Даже гоненье, остро осознаваемое (в другом стихотворении, обращенном к «любимому зверю», к волку: «Как и ты — я, отвсюду гонимый…»), не мешает надежде, что петь предстоит еще долго. А если речь все же зайдет о смерти, то: «…Я умер бы сейчас от счастья, / Сподобленный такой судьбе». То есть судьбе и славе Пушкина.

Разве не подростковое честолюбие? А этот маскарад — не игра того, кто не торопится взрослеть? «Я хожу в цилиндре не для женщин — / В глупой страсти сердце жить не в силе, — / В нем удобней, грусть свою уменьшив, / Золото овса давать кобыле». Поверим ли, что фатоватый головной убор, которым Есенин впрямь украшал рязанскую головушку (как прежде мог заявиться в салон Зинаиды Гиппиус в валенках, вызвав вопрос хозяйки: «Что это на вас за странные гетры?») — наилучшая замена торбе?

«Есенин к жизни своей отнесся как к сказке, — писал Пастернак. — Он Иван-царевичем на сером волке перелетел океан и, как жар-птицу, поймал за хвост Айседору Дункан.

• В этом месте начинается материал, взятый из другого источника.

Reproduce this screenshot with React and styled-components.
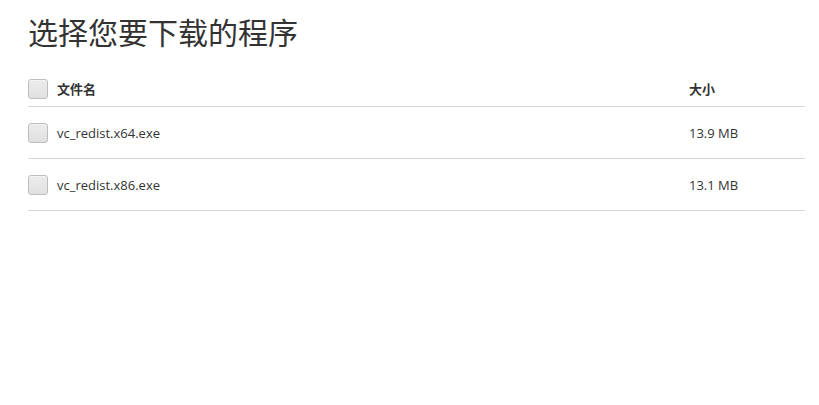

Он и стихи свои писал сказочными способами, то, как из карт, раскладывая пасьянсы из слов, то записывая их кровью сердца».

Вряд ли Пастернак имел в виду то, что прощальные строки Есенин действительно записал кровью, взятой из вены. (Маяковский на этот счет пошутил не без мрачности: «Может, / окажись / чернила в Англетере, / вены / резать / не было б причины».) Но рискнем спросить: разве это кровопускание не стало последним проявлением мальчишества?

Конечно, искусство вообще неотделимо от игры. Художник, примеряющий на себя множество обликов, вовлечен в нее природой таланта, — что может быть банальнее этого замечания? И Николай Алексеевич Клюев (1884–1937), большой, своеобразнейший поэт, был и организатором, режиссером игры, в которую вовлекал своего друга-ученика Есенина (заботясь о его псевдонародном имидже, восхищавшем горожан-интеллигентов), и ее участником. Если даже не самозабвенным.